The demographics reinforce this further. The Gulf countries are among the youngest populations in the world by median age. Saudi Arabia and the UAE both have a significant majority of their resident population under 35.
MMA consistently ranks as one of the top sports globally for that age bracket, and the combination of the young population and deep martial arts culture means MMA was not going to stay niche here for long.
The main event at “Pride of Arabia” features Yahya, the 31-year-old Emirati featherweight known as “The UAE Warrior,” against Tunisia’s Mehdi Saadi. Yahya carries a history that is worth understanding. He built his name at UAE Warriors and became the first Emirati to sign with the UFC.
The story Mazet tells about Yahya speaks to something PFL MENA is trying to solve structurally. “When you look at his fights and his results and the opponents he had in the UFC, it feels like there was a missing step,” Mazet said.

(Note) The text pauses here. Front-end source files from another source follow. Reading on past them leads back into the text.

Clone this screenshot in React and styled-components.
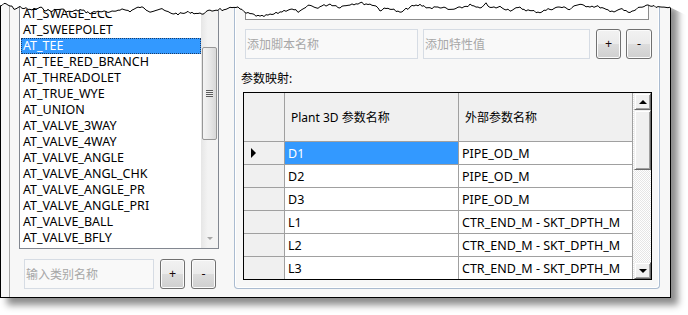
import React from 'react';
import styled, { createGlobalStyle, css } from 'styled-components';

const GlobalStyle = createGlobalStyle`
  html, body { margin: 0; padding: 0; background: #fff; }
  body {
    font-family: "Noto Sans", "Noto Sans CJK SC", sans-serif;
    font-size: 12px;
    color: #000;
  }
`;

const Page = styled.div`
  position: relative;
  width: 688px;
  height: 315px;
  overflow: hidden;
`;

const Window = styled.div`
  width: 671px;
  height: 298px;
  box-sizing: border-box;
  border: 1px solid #000;
  border-top: none;
  background: #f7f7f7;
  box-shadow: 7px 7px 7px rgba(0, 0, 0, 0.45);
  display: flex;
  padding-left: 8px;
`;

const LeftPanel = styled.div`
  width: 225px;
  box-sizing: border-box;
  border-left: 1px solid #a8a8a8;
  padding: 5px 0 0 9px;
  display: flex;
  flex-direction: column;
`;

const ListBox = styled.div`
  width: 200px;
  height: 244px;
  box-sizing: border-box;
  border: 1px solid #828790;
  background: #fff;
  display: flex;
  overflow: hidden;
`;

const Items = styled.div`
  width: 181px;
  display: flex;
  flex-direction: column;
`;

const Item = styled.div`
  height: 16px;
  line-height: 16px;
  font-size: 12.5px;
  padding-left: 3px;
  white-space: nowrap;
  box-sizing: border-box;
  ${(p) =>
    p.$selected &&
    css`
      background: #3399ff;
      color: #fff;
      outline: 1px dotted #1c3b66;
      outline-offset: -1px;
      margin-left: 1px;
      padding-left: 2px;
    `}
`;

const ListScroll = styled.div`
  width: 17px;
  background: linear-gradient(to right, #e6e6e6, #f3f3f3 40%, #f3f3f3);
  display: flex;
  flex-direction: column;
  align-items: center;
  padding-top: 41px;
  box-sizing: border-box;
`;

const ListThumb = styled.div`
  width: 15px;
  height: 93px;
  box-sizing: border-box;
  border: 1px solid #979797;
  border-radius: 2px;
  background: linear-gradient(to right, #f4f4f4, #e8e8e8 50%, #d8d8d8);
  display: flex;
  align-items: center;
  justify-content: center;
`;

const Grip = styled.div`
  width: 7px;
  height: 7px;
  background: repeating-linear-gradient(
    to bottom,
    #5c5c5c 0,
    #5c5c5c 1px,
    #eeeeee 1px,
    #eeeeee 2px
  );
`;

const ListDown = styled.div`
  margin-top: auto;
  margin-bottom: 8px;
  width: 0;
  height: 0;
  border-left: 3px solid transparent;
  border-right: 3px solid transparent;
  border-top: 3px solid #a6a6a6;
`;

const Row = styled.div`
  display: flex;
  align-items: flex-start;
  gap: ${(p) => p.$gap || 6}px;
  margin-top: ${(p) => p.$top || 0}px;
  padding-left: ${(p) => p.$left || 0}px;
`;

const TextBox = styled.input`
  width: ${(p) => p.$w}px;
  height: 30px;
  box-sizing: border-box;
  border: 1px solid #d6dce4;
  background: #f9f9f9;
  padding: 0 1px;
  margin: 0;
  font-family: "Noto Sans", "Noto Sans CJK SC", sans-serif;
  font-size: 12px;
  outline: none;
  &::placeholder { color: #a7a7a7; }
`;

const Btn = styled.button`
  width: ${(p) => p.$w || 25}px;
  height: 30px;
  box-sizing: border-box;
  margin: 0;
  padding: 0;
  border: 1px solid #707070;
  border-radius: 3px;
  background: linear-gradient(#f2f2f2 0%, #ebebeb 50%, #dddddd 50%, #cfcfcf 100%);
  box-shadow: inset 0 0 0 1px #fbfbfb;
  font-family: "Noto Sans", sans-serif;
  font-size: 12.5px;
  color: #1a0a0a;
  line-height: 1;
`;

const GroupBox = styled.div`
  width: 426px;
  height: 289px;
  box-sizing: border-box;
  border: 1px solid #aabbd0;
  border-top: none;
  border-radius: 0 0 4px 4px;
  box-shadow: inset 1px 0 0 #fff, inset -1px -1px 0 #fff;
  display: flex;
  flex-direction: column;
`;

const TopBox = styled.div`
  margin-left: 10px;
  width: 404px;
  height: 20px;
  box-sizing: border-box;
  border: 1px solid #8c8c8c;
  border-top: none;
  background: #fff;
`;

const Label = styled.div`
  margin: 12px 0 0 6px;
  line-height: 16px;
  height: 16px;
`;

const Grid = styled.div`
  margin: 5px 0 0 8px;
  width: 409px;
  height: 188px;
  box-sizing: border-box;
  border: 1px solid #000;
  display: flex;
  background: #fff;
`;

const Table = styled.div`
  width: 389px;
  height: 186px;
  overflow: hidden;
  display: grid;
  grid-template-columns: 41px 174px 174px;
  grid-template-rows: 49px repeat(6, 23px);
`;

const Cell = styled.div`
  box-sizing: border-box;
  border-right: 1px solid #a0a0a0;
  border-bottom: 1px solid #a0a0a0;
  display: flex;
  align-items: center;
  white-space: nowrap;
  font-size: ${(p) => (p.$head ? 12 : 12.5)}px;
  padding-left: ${(p) => (p.$head ? 6 : 3)}px;
  background: ${(p) => (p.$head || p.$rowHead ? '#f0f0f0' : '#fff')};
  ${(p) =>
    p.$selected &&
    css`
      background: #3399ff;
      color: #fff;
    `}
`;

const Marker = styled.div`
  width: 0;
  height: 0;
  margin-left: 4px;
  border-top: 5px solid transparent;
  border-bottom: 5px solid transparent;
  border-left: 5px solid #000;
`;

const VScroll = styled.div`
  width: 18px;
  height: 186px;
  display: flex;
  flex-direction: column;
  padding-left: 1px;
  box-sizing: border-box;
  background-color: #f6f6f6;
  background-image: repeating-conic-gradient(#ffffff 0 25%, #e6e6e6 0 50%);
  background-size: 2px 2px;
`;

const Raised = styled.div`
  width: 17px;
  height: ${(p) => p.$h}px;
  box-sizing: border-box;
  background: #f0f0f0;
  border-top: 1px solid #f0f0f0;
  border-left: 1px solid #f0f0f0;
  border-right: 1px solid #696969;
  border-bottom: 1px solid #696969;
  box-shadow: inset 1px 1px 0 #fff, inset -1px -1px 0 #a0a0a0;
  display: flex;
  align-items: center;
  justify-content: center;
  margin-top: ${(p) => p.$top || 0}px;
`;

const Arrow = styled.div`
  width: 0;
  height: 0;
  border-left: 4px solid transparent;
  border-right: 4px solid transparent;
  ${(p) =>
    p.$up
      ? css`border-bottom: 4px solid #000;`
      : css`border-top: 4px solid #000;`}
`;

const TornEdge = styled.svg`
  position: absolute;
  left: 0;
  top: 0;
`;

const listItems = [
  'AT_SWAGE_ECC', 'AT_SWEEPOLET', 'AT_TEE', 'AT_TEE_RED_BRANCH', 'AT_THREADOLET',
  'AT_TRUE_WYE', 'AT_UNION', 'AT_VALVE_3WAY', 'AT_VALVE_4WAY', 'AT_VALVE_ANGLE',
  'AT_VALVE_ANGL_CHK', 'AT_VALVE_ANGLE_PR', 'AT_VALVE_ANGLE_PRI', 'AT_VALVE_BALL',
  'AT_VALVE_BFLY',
];

const params = [
  ['D1', 'PIPE_OD_M'],
  ['D2', 'PIPE_OD_M'],
  ['D3', 'PIPE_OD_M'],
  ['L1', 'CTR_END_M - SKT_DPTH_M'],
  ['L2', 'CTR_END_M - SKT_DPTH_M'],
  ['L3', 'CTR_END_M - SKT_DPTH_M'],
];

// rough outline of the torn top edge, jittered below
const tearBase = [
  [0, 6], [5, 4], [10, 6], [15, 9], [20, 7], [30, 10], [40, 8], [50, 11], [60, 9], [70, 12],
  [80, 10], [90, 13], [100, 11], [110, 13], [120, 9], [130, 11], [140, 7], [150, 11], [160, 9],
  [170, 13], [180, 14], [190, 12], [200, 14], [210, 11], [220, 9], [225, 11], [235, 6], [240, 9],
  [245, 13], [255, 15], [260, 17], [275, 14], [280, 12], [290, 9], [300, 12], [310, 5], [315, 8],
  [330, 4], [340, 7], [350, 4], [360, 3], [375, 5], [380, 10], [390, 8], [400, 13], [410, 7],
  [420, 5], [430, 8], [440, 7], [450, 10], [460, 8], [470, 5], [480, 9], [485, 3], [490, 8],
  [500, 7], [510, 10], [520, 8], [530, 11], [540, 12], [550, 9], [560, 7], [570, 9], [575, 5],
  [590, 6], [600, 7], [610, 12], [620, 9], [630, 13], [640, 7], [650, 6], [660, 8], [671, 6],
];

const tearPoints = (() => {
  let seed = 7;
  const pts = [];
  for (let x = 0; x <= 671; x += 2) {
    let i = 0;
    while (i < tearBase.length - 2 && tearBase[i + 1][0] < x) i++;
    const [x0, y0] = tearBase[i];
    const [x1, y1] = tearBase[i + 1];
    const t = Math.min(1, Math.max(0, (x - x0) / (x1 - x0)));
    seed = (seed * 9301 + 49297) % 233280;
    const n = (seed / 233280) * 2.6 - 1.3;
    const y = Math.min(18, Math.max(2, y0 + (y1 - y0) * t + n));
    pts.push([x, +y.toFixed(1)]);
  }
  return pts;
})();

const Tear = () => {
  const line = tearPoints.map((p) => p.join(',')).join(' ');
  const last = tearPoints[tearPoints.length - 1];
  const fill = `0,0 ${line} ${last[0]},${last[1]} 688,16 688,0`;
  return (
    <TornEdge width="688" height="22" viewBox="0 0 688 22">
      <polygon points={fill} fill="#fff" />
      <polyline points={line} fill="none" stroke="#000" strokeWidth="1" />
    </TornEdge>
  );
};

export default function App() {
  return (
    <>
      <GlobalStyle />
      <Page>
        <Window>
          <LeftPanel>
            <ListBox>
              <Items>
                {listItems.map((name) => (
                  <Item key={name} $selected={name === 'AT_TEE'}>{name}</Item>
                ))}
              </Items>
              <ListScroll>
                <ListThumb><Grip /></ListThumb>
                <ListDown />
              </ListScroll>
            </ListBox>
            <Row $top={10} $left={5} $gap={6}>
              <TextBox $w={130} placeholder="输入类别名称" readOnly />
              <Btn>+</Btn>
              <Btn>-</Btn>
            </Row>
          </LeftPanel>

          <GroupBox>
            <TopBox />
            <Row $top={9} $left={10} $gap={5}>
              <TextBox $w={173} placeholder="添加脚本名称" readOnly />
              <TextBox $w={167} placeholder="添加特性值" readOnly />
              <Row $gap={5} $left={1}>
                <Btn>+</Btn>
                <Btn $w={26}>-</Btn>
              </Row>
            </Row>
            <Label>参数映射:</Label>
            <Grid>
              <Table>
                <Cell $rowHead />
                <Cell $head>Plant 3D 参数名称</Cell>
                <Cell $head>外部参数名称</Cell>
                {params.map(([p, ext], i) => (
                  <React.Fragment key={p}>
                    <Cell $rowHead>{i === 0 && <Marker />}</Cell>
                    <Cell $selected={i === 0}>{p}</Cell>
                    <Cell>{ext}</Cell>
                  </React.Fragment>
                ))}
              </Table>
              <VScroll>
                <Raised $h={17}><Arrow $up /></Raised>
                <Raised $h={60} />
                <Raised $h={17} $top={92}><Arrow /></Raised>
              </VScroll>
            </Grid>
          </GroupBox>
        </Window>
        <Tear />
      </Page>
    </>
  );
}
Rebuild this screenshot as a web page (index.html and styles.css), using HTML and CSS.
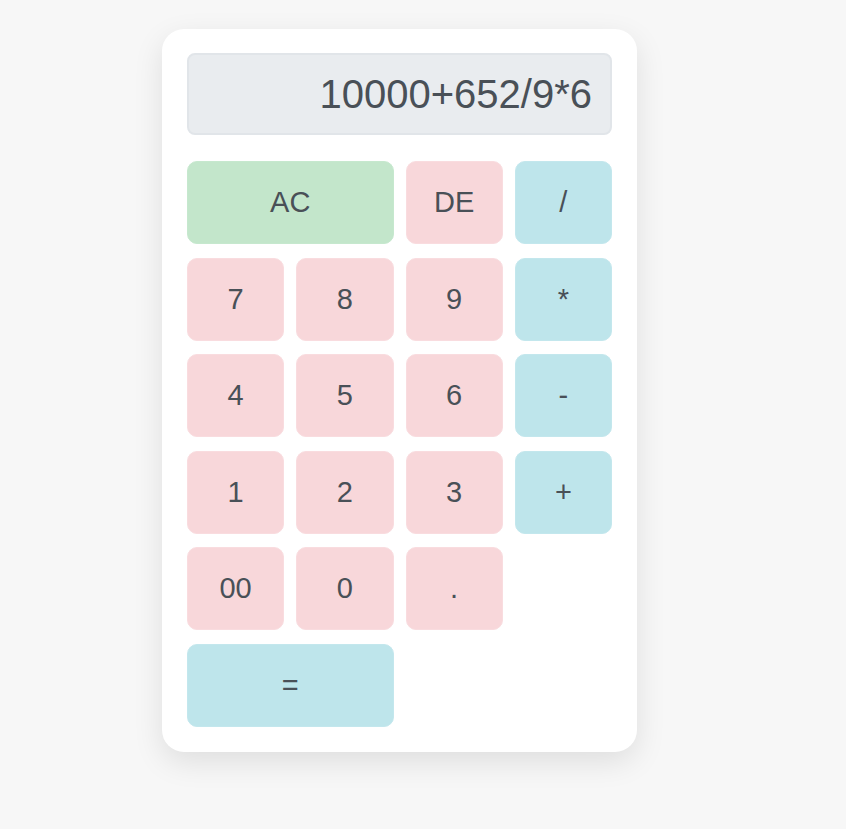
FILE: index.html
```html
<!DOCTYPE html>
<html lang="en">
<head>
<meta charset="utf-8">
<title>Calculator</title>
<link rel="stylesheet" href="styles.css">
</head>
<body>
<div class="calc">
  <div class="display">10000+652/9*6</div>
  <div class="keys">
    <button class="key green wide">AC</button>
    <button class="key pink">DE</button>
    <button class="key blue">/</button>
    <button class="key pink">7</button>
    <button class="key pink">8</button>
    <button class="key pink">9</button>
    <button class="key blue">*</button>
    <button class="key pink">4</button>
    <button class="key pink">5</button>
    <button class="key pink">6</button>
    <button class="key blue">-</button>
    <button class="key pink">1</button>
    <button class="key pink">2</button>
    <button class="key pink">3</button>
    <button class="key blue">+</button>
    <button class="key pink">00</button>
    <button class="key pink">0</button>
    <button class="key pink">.</button>
    <span class="empty"></span>
    <button class="key blue wide">=</button>
  </div>
</div>
</body>
</html>
```

FILE: styles.css
```css
html, body {
  margin: 0;
  padding: 0;
}
body {
  background: #f7f7f7;
  font-family: "Liberation Sans", Arial, sans-serif;
  color: #495057;
  min-height: 829px;
}
.calc {
  box-sizing: border-box;
  width: 475px;
  margin: 29px 0 0 162px;
  padding: 24px 25px 25px;
  background: #ffffff;
  border-radius: 22px;
  box-shadow: 0 10px 30px rgba(0, 0, 0, 0.1);
}
.display {
  box-sizing: border-box;
  height: 82px;
  background: #e9ecef;
  border: 2px solid #e1e5e9;
  border-radius: 8px;
  font-size: 40px;
  line-height: 78px;
  text-align: right;
  padding-right: 18px;
  color: #495057;
}
.keys {
  margin-top: 26px;
  display: grid;
  grid-template-columns: repeat(4, 1fr);
  grid-auto-rows: 83px;
  column-gap: 12px;
  row-gap: 13.6px;
}
.key {
  box-sizing: border-box;
  border: 1px solid transparent;
  border-radius: 10px;
  font-family: "Liberation Sans", Arial, sans-serif;
  font-size: 29px;
  color: #495057;
  padding: 0;
  cursor: pointer;
}
.wide {
  grid-column: span 2;
}
.green {
  background: #c3e6cb;
  border-color: #c6e8ce;
}
.pink {
  background: #f8d7da;
  border-color: #f9dcdf;
}
.blue {
  background: #bee5eb;
  border-color: #c3e7ed;
}
```
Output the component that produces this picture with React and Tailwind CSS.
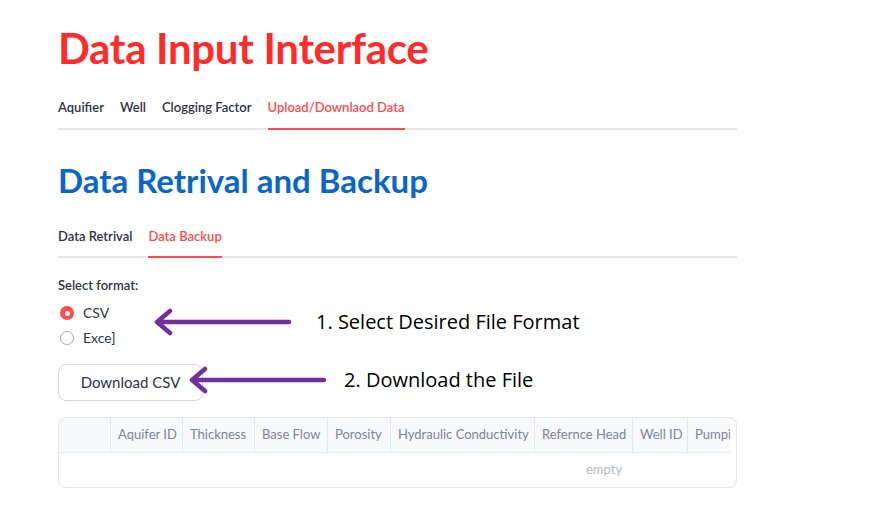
import { useState } from "react";

const columns = [
  { label: "", w: "w-[52px]" },
  { label: "Aquifer ID", w: "w-[72px]" },
  { label: "Thickness", w: "w-[72px]" },
  { label: "Base Flow", w: "w-[73px]" },
  { label: "Porosity", w: "w-[63px]" },
  { label: "Hydraulic Conductivity", w: "w-[144px]" },
  { label: "Refernce Head", w: "w-[98px]" },
  { label: "Well ID", w: "w-[55px]" },
  { label: "Pumping Rate", w: "w-[100px]" },
];

function Arrow() {
  return (
    <svg width="140" height="28" viewBox="0 0 140 28">
      <path
        d="M137 14 H8 M18 3 L5 14 L18 25"
        fill="none"
        stroke="#7030a0"
        strokeWidth="4.5"
        strokeLinecap="round"
        strokeLinejoin="round"
      />
    </svg>
  );
}

export default function App() {
  const [format, setFormat] = useState("CSV");

  return (
    <div className="relative w-[888px] h-[528px] bg-white overflow-hidden font-['Lato',sans-serif] text-[#31333f]">
      <div className="w-[679px] ml-[58px] pt-[24px]">
        <h1 className="text-[42px] font-bold leading-[48px] text-[#ff2b2b] tracking-[-0.3px]">
          Data Input Interface
        </h1>

        <div className="mt-[26px] flex gap-[16px] border-b-2 border-[#e6e7ea] text-[13px] font-semibold">
          <span className="pb-[10px]">Aquifier</span>
          <span className="pb-[10px]">Well</span>
          <span className="pb-[10px]">Clogging Factor</span>
          <span className="pb-[10px] text-[#ff4b4b] border-b-2 border-[#ff4b4b] -mb-[2px]">
            Upload/Downlaod Data
          </span>
        </div>

        <h2 className="mt-[28px] text-[33px] font-bold leading-[44px] text-[#0b66c9]">
          Data Retrival and Backup
        </h2>

        <div className="mt-[25px] flex gap-[16px] border-b-2 border-[#e6e7ea] text-[13px] font-semibold">
          <span className="pb-[10px]">Data Retrival</span>
          <span className="pb-[10px] text-[#ff4b4b] border-b-2 border-[#ff4b4b] -mb-[2px]">
            Data Backup
          </span>
        </div>

        <div className="mt-[19px] text-[13px] font-semibold leading-[17px]">Select format:</div>
        <div className="mt-[11px] flex flex-col gap-[9px] text-[14px] leading-[16px]">
          {["CSV", "Exce]"].map((opt) => {
            const active = format === opt;
            return (
              <label
                key={opt}
                className="flex items-center gap-[9px] ml-[2px] cursor-pointer"
                onClick={() => setFormat(opt)}
              >
                <span
                  className={
                    active
                      ? "w-[14px] h-[14px] rounded-full bg-[#ff4b4b] flex items-center justify-center"
                      : "w-[14px] h-[14px] rounded-full border border-[#a3a8b4] bg-white"
                  }
                >
                  {active && <span className="w-[5px] h-[5px] rounded-full bg-white" />}
                </span>
                {opt}
              </label>
            );
          })}
        </div>

        <button className="mt-[18px] h-[37px] w-[145px] rounded-lg border border-[#d6d6d9] bg-white text-[15px] text-center">
          Download CSV
        </button>

        <div className="mt-[16px] h-[71px] rounded-lg border border-[#e6e7ea] overflow-hidden">
          <div className="w-[671px] overflow-hidden">
            <div className="flex h-[35px] bg-[#f8f9fb] border-b border-[#e6e7ea] text-[13px] text-[#808495] whitespace-nowrap">
              {columns.map((c, i) => (
                <div
                  key={i}
                  className={`${c.w} shrink-0 flex items-center px-[7px] border-r border-[#e6e7ea]`}
                >
                  {c.label}
                </div>
              ))}
            </div>
          </div>
          <div className="h-[34px] flex items-center pl-[527px] text-[13px] text-[#b7b9c2]">
            empty
          </div>
        </div>
      </div>

      <div className="absolute left-[152px] top-[307px] flex items-center gap-[24px]">
        <Arrow />
        <span className="text-[20px] text-black font-['Open_Sans',sans-serif]">1. Select Desired File Format</span>
      </div>
      <div className="absolute left-[187px] top-[365px] flex items-center gap-[17px]">
        <Arrow />
        <span className="text-[20px] text-black font-['Open_Sans',sans-serif]">2. Download the File</span>
      </div>
    </div>
  );
}
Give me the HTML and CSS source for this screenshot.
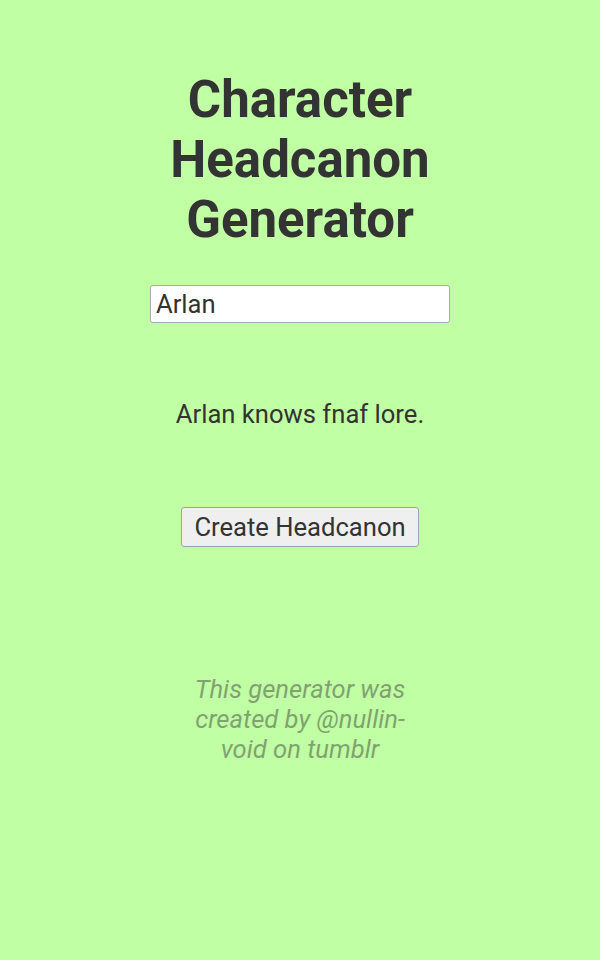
FILE: index.html
```html
<!DOCTYPE html>
<html>
<head>
<meta charset="utf-8">
<link rel="stylesheet" href="styles.css">
</head>
<body>
<main class="wrap">
  <h1 class="title">Character Headcanon Generator</h1>
  <input class="name" type="text" value="Arlan">
  <p class="output">Arlan knows fnaf lore.</p>
  <button class="btn">Create Headcanon</button>
  <p class="credit">This generator was created by @nullin-void on tumblr</p>
</main>
</body>
</html>
```
FILE: styles.css
```css
html, body {
  margin: 0;
  padding: 0;
  background: #c0ffa3;
}
body {
  font-family: Roboto, "Liberation Sans", sans-serif;
  color: #333;
  min-height: 960px;
}
.wrap {
  width: 300px;
  margin: 0 auto;
  padding-top: 70px;
  display: flex;
  flex-direction: column;
  align-items: center;
  text-align: center;
}
.title {
  font-size: 51px;
  font-weight: 700;
  line-height: 60px;
  margin: 0;
}
.name {
  margin-top: 35px;
  width: 300px;
  height: 38px;
  box-sizing: border-box;
  font-family: Roboto, "Liberation Sans", sans-serif;
  font-size: 25.6px;
  color: #333;
  padding: 0 5px;
  border: 1px solid #a9a9a9;
  border-radius: 3px;
  background: #fff;
}
.output {
  margin: 76px 0 0;
  font-size: 25.6px;
  line-height: 30px;
}
.btn {
  margin-top: 78px;
  font-family: Roboto, "Liberation Sans", sans-serif;
  font-size: 25.6px;
  color: #333;
  background: #efefef;
  border: 1px solid #a0a0a0;
  border-radius: 3px;
  padding: 4px 12px;
}
.credit {
  width: 232px;
  margin: 127px 0 0;
  font-size: 25.6px;
  line-height: 30px;
  font-style: italic;
  color: #333;
  opacity: 0.45;
}
```
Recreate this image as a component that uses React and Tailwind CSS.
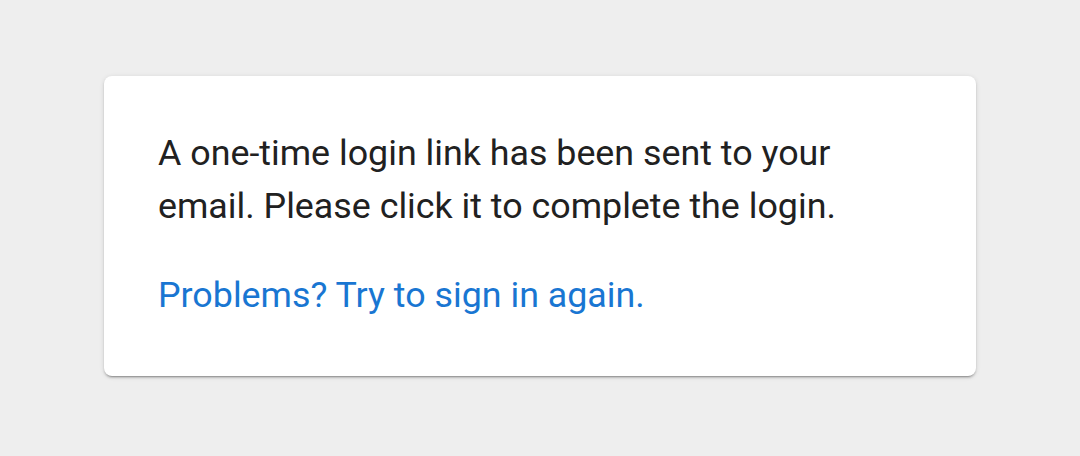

“And that missing step is us. Let’s assemble the best of the region, the ones who have fought, the ones who have earned titles, the ones who maybe went to France or the UK to fight under a different flag because they didn’t have that middle step.”
The co-main event pitches Morocco’s Salah Eddine Hamli, who came through the 2025 PFL MENA season unbeaten and won the lightweight title in December, against Algeria's Ylies Djiroun. Hamli’s 2025 run is exactly the kind of regional narrative the promotion has been building toward.
One of the most significant indicators of what PFL MENA represents in the region can be seen in the trajectories of two female fighters.
Hattan Alsaif from Saudi Arabia became the first woman from the Kingdom to sign with a major global MMA promotion when PFL announced her contract in January 2024. She came from Muay Thai, having won gold at the 2023 IFMA World Championships and at the World Combat Games.
She made her amateur debut at PFL MENA 1 in Riyadh in May 2024, knocking out Nada Faheem in the second round, the first-ever women’s amateur atomweight bout on a MENA card.
When Alsaif steps into the cage, something shifts in the crowd. “When she’s in the cage, she’s a whole different animal,” Mazet said. “That’s where the fans go crazy, and not just the women. A lot of kids and a lot of men love Hattan because when she’s in the cage, she makes them proud.”
Zamzam Al-Hammadi, 18, is the next figure in that line. She is an Emirati, and her record in combat sports before turning professional is exceptional. She won the IMMAF Youth World Championship in 2023, becoming the first Emirati woman to do so alongside her sister Ghala.
Al-Hammadi added an Asian gold medal and a second IMMAF Youth World Championship in 2024. Her grappling resume includes titles from the Abu Dhabi World Pro Championship, Jiu-Jitsu World Championship, and Abu Dhabi Grand Slam. She signed with PFL MENA in April 2025 and will compete in an amateur showcase bout at “Pride of Arabia.”
“When we sign somebody like Zamzam, we don’t sign her to tick a box,” Mazet said. “She is a three-time world champion in the IMMAF youth category. She has earned her spot here. She is absolutely legitimate.”
He described seeing two distinct sides of this type of fighter. “Outside the cage, she’s an 18-year-old who is in school or university, lives with her mum, and is in a stage of transition in her life. What will be even more interesting is who she is inside the cage.”
The signing also drew attention from outside the fight world. Al-Hammadi was a speaker at the Fortune Most Powerful Women International Summit in Riyadh in 2025.
“I want to be one of the best to ever step foot inside the PFL,” she said. “I want to become a champion, and I want to be able to inspire young athletes, young girls.”
The promotion has been working with the Saudi MMA Federation to develop local inspectors, judges, and referees. It has built a fully regional medical team.
As Mazet put it: “It’s really not just bringing the fights. It’s building the ecosystem around it that will make this industry sustainable.”